Set the listing down again exactly, please, apart from its pictures.

> SUPPLIED DATA:
* * * *

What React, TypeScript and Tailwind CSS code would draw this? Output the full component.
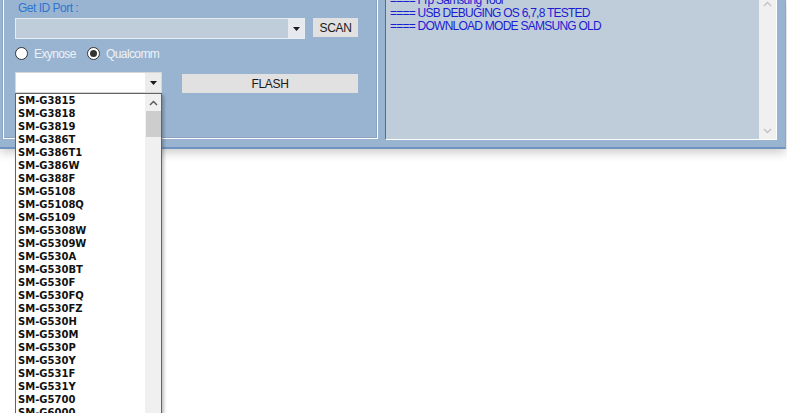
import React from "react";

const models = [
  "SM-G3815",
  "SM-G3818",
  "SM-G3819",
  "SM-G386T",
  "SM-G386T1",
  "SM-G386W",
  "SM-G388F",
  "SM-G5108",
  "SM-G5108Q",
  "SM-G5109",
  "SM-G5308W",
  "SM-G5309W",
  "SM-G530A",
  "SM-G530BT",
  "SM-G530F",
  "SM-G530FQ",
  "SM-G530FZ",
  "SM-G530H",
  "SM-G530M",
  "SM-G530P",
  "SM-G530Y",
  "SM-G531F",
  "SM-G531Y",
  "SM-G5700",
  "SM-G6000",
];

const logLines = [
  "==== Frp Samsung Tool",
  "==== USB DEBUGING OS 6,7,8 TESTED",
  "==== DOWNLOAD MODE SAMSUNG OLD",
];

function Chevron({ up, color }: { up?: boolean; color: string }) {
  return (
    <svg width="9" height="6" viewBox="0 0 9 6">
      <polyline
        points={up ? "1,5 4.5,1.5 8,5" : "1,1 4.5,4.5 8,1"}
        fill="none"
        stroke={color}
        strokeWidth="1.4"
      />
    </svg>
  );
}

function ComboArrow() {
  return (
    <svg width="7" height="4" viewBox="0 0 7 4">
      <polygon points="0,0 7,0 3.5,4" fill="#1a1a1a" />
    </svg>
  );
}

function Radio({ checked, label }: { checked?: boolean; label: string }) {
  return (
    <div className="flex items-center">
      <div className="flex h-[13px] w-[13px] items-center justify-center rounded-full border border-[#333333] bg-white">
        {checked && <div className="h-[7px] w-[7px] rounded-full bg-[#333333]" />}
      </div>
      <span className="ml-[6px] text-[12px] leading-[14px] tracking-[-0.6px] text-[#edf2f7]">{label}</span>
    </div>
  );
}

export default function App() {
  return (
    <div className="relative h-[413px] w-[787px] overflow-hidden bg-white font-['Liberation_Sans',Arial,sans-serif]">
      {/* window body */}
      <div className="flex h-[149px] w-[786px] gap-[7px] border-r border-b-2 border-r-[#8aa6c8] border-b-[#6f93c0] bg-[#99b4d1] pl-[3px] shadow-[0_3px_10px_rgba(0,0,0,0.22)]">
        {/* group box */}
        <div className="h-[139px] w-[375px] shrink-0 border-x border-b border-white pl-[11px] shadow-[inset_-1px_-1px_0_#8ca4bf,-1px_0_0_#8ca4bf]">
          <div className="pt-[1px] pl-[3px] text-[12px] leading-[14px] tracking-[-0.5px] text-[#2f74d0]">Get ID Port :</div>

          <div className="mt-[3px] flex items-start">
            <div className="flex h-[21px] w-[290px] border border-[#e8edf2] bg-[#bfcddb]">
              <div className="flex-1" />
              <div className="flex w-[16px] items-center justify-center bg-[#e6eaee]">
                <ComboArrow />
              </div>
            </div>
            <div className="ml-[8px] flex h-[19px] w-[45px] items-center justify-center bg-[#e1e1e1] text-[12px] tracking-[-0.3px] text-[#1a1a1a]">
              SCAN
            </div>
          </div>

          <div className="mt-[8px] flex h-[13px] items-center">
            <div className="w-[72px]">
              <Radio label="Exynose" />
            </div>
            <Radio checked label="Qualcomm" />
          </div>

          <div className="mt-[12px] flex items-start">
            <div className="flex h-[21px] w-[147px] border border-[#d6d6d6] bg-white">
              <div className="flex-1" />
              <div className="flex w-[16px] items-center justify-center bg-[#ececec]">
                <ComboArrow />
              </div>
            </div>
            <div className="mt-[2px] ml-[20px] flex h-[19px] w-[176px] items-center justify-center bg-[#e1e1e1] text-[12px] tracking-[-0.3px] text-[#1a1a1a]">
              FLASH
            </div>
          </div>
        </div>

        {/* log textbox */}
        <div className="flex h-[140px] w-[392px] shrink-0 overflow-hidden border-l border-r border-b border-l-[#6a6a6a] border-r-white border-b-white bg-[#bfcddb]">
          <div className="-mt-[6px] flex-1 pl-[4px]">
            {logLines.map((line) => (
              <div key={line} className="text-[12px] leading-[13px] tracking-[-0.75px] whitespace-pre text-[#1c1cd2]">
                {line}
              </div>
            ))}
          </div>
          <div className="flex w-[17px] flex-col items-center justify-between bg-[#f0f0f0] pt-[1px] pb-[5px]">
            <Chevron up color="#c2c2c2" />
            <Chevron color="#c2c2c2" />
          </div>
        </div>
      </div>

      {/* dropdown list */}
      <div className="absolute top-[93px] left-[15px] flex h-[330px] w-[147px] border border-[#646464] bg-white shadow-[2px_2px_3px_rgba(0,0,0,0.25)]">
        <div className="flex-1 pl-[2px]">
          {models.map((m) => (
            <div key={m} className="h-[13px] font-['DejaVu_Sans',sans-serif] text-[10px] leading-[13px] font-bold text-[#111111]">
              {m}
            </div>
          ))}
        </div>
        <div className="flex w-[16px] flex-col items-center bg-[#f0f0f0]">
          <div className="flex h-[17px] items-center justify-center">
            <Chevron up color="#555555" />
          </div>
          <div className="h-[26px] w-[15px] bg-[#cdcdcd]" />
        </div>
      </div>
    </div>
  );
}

* * * *

> COMPLETE RESPONSE:
What React, TypeScript and Tailwind CSS code would draw this? Output the full component.
import React from "react";

const models = [
  "SM-G3815",
  "SM-G3818",
  "SM-G3819",
  "SM-G386T",
  "SM-G386T1",
  "SM-G386W",
  "SM-G388F",
  "SM-G5108",
  "SM-G5108Q",
  "SM-G5109",
  "SM-G5308W",
  "SM-G5309W",
  "SM-G530A",
  "SM-G530BT",
  "SM-G530F",
  "SM-G530FQ",
  "SM-G530FZ",
  "SM-G530H",
  "SM-G530M",
  "SM-G530P",
  "SM-G530Y",
  "SM-G531F",
  "SM-G531Y",
  "SM-G5700",
  "SM-G6000",
];

const logLines = [
  "==== Frp Samsung Tool",
  "==== USB DEBUGING OS 6,7,8 TESTED",
  "==== DOWNLOAD MODE SAMSUNG OLD",
];

function Chevron({ up, color }: { up?: boolean; color: string }) {
  return (
    <svg width="9" height="6" viewBox="0 0 9 6">
      <polyline
        points={up ? "1,5 4.5,1.5 8,5" : "1,1 4.5,4.5 8,1"}
        fill="none"
        stroke={color}
        strokeWidth="1.4"
      />
    </svg>
  );
}

function ComboArrow() {
  return (
    <svg width="7" height="4" viewBox="0 0 7 4">
      <polygon points="0,0 7,0 3.5,4" fill="#1a1a1a" />
    </svg>
  );
}

function Radio({ checked, label }: { checked?: boolean; label: string }) {
  return (
    <div className="flex items-center">
      <div className="flex h-[13px] w-[13px] items-center justify-center rounded-full border border-[#333333] bg-white">
        {checked && <div className="h-[7px] w-[7px] rounded-full bg-[#333333]" />}
      </div>
      <span className="ml-[6px] text-[12px] leading-[14px] tracking-[-0.6px] text-[#edf2f7]">{label}</span>
    </div>
  );
}

export default function App() {
  return (
    <div className="relative h-[413px] w-[787px] overflow-hidden bg-white font-['Liberation_Sans',Arial,sans-serif]">
      {/* window body */}
      <div className="flex h-[149px] w-[786px] gap-[7px] border-r border-b-2 border-r-[#8aa6c8] border-b-[#6f93c0] bg-[#99b4d1] pl-[3px] shadow-[0_3px_10px_rgba(0,0,0,0.22)]">
        {/* group box */}
        <div className="h-[139px] w-[375px] shrink-0 border-x border-b border-white pl-[11px] shadow-[inset_-1px_-1px_0_#8ca4bf,-1px_0_0_#8ca4bf]">
          <div className="pt-[1px] pl-[3px] text-[12px] leading-[14px] tracking-[-0.5px] text-[#2f74d0]">Get ID Port :</div>

          <div className="mt-[3px] flex items-start">
            <div className="flex h-[21px] w-[290px] border border-[#e8edf2] bg-[#bfcddb]">
              <div className="flex-1" />
              <div className="flex w-[16px] items-center justify-center bg-[#e6eaee]">
                <ComboArrow />
              </div>
            </div>
            <div className="ml-[8px] flex h-[19px] w-[45px] items-center justify-center bg-[#e1e1e1] text-[12px] tracking-[-0.3px] text-[#1a1a1a]">
              SCAN
            </div>
          </div>

          <div className="mt-[8px] flex h-[13px] items-center">
            <div className="w-[72px]">
              <Radio label="Exynose" />
            </div>
            <Radio checked label="Qualcomm" />
          </div>

          <div className="mt-[12px] flex items-start">
            <div className="flex h-[21px] w-[147px] border border-[#d6d6d6] bg-white">
              <div className="flex-1" />
              <div className="flex w-[16px] items-center justify-center bg-[#ececec]">
                <ComboArrow />
              </div>
            </div>
            <div className="mt-[2px] ml-[20px] flex h-[19px] w-[176px] items-center justify-center bg-[#e1e1e1] text-[12px] tracking-[-0.3px] text-[#1a1a1a]">
              FLASH
            </div>
          </div>
        </div>

        {/* log textbox */}
        <div className="flex h-[140px] w-[392px] shrink-0 overflow-hidden border-l border-r border-b border-l-[#6a6a6a] border-r-white border-b-white bg-[#bfcddb]">
          <div className="-mt-[6px] flex-1 pl-[4px]">
            {logLines.map((line) => (
              <div key={line} className="text-[12px] leading-[13px] tracking-[-0.75px] whitespace-pre text-[#1c1cd2]">
                {line}
              </div>
            ))}
          </div>
          <div className="flex w-[17px] flex-col items-center justify-between bg-[#f0f0f0] pt-[1px] pb-[5px]">
            <Chevron up color="#c2c2c2" />
            <Chevron color="#c2c2c2" />
          </div>
        </div>
      </div>

      {/* dropdown list */}
      <div className="absolute top-[93px] left-[15px] flex h-[330px] w-[147px] border border-[#646464] bg-white shadow-[2px_2px_3px_rgba(0,0,0,0.25)]">
        <div className="flex-1 pl-[2px]">
          {models.map((m) => (
            <div key={m} className="h-[13px] font-['DejaVu_Sans',sans-serif] text-[10px] leading-[13px] font-bold text-[#111111]">
              {m}
            </div>
          ))}
        </div>
        <div className="flex w-[16px] flex-col items-center bg-[#f0f0f0]">
          <div className="flex h-[17px] items-center justify-center">
            <Chevron up color="#555555" />
          </div>
          <div className="h-[26px] w-[15px] bg-[#cdcdcd]" />
        </div>
      </div>
    </div>
  );
}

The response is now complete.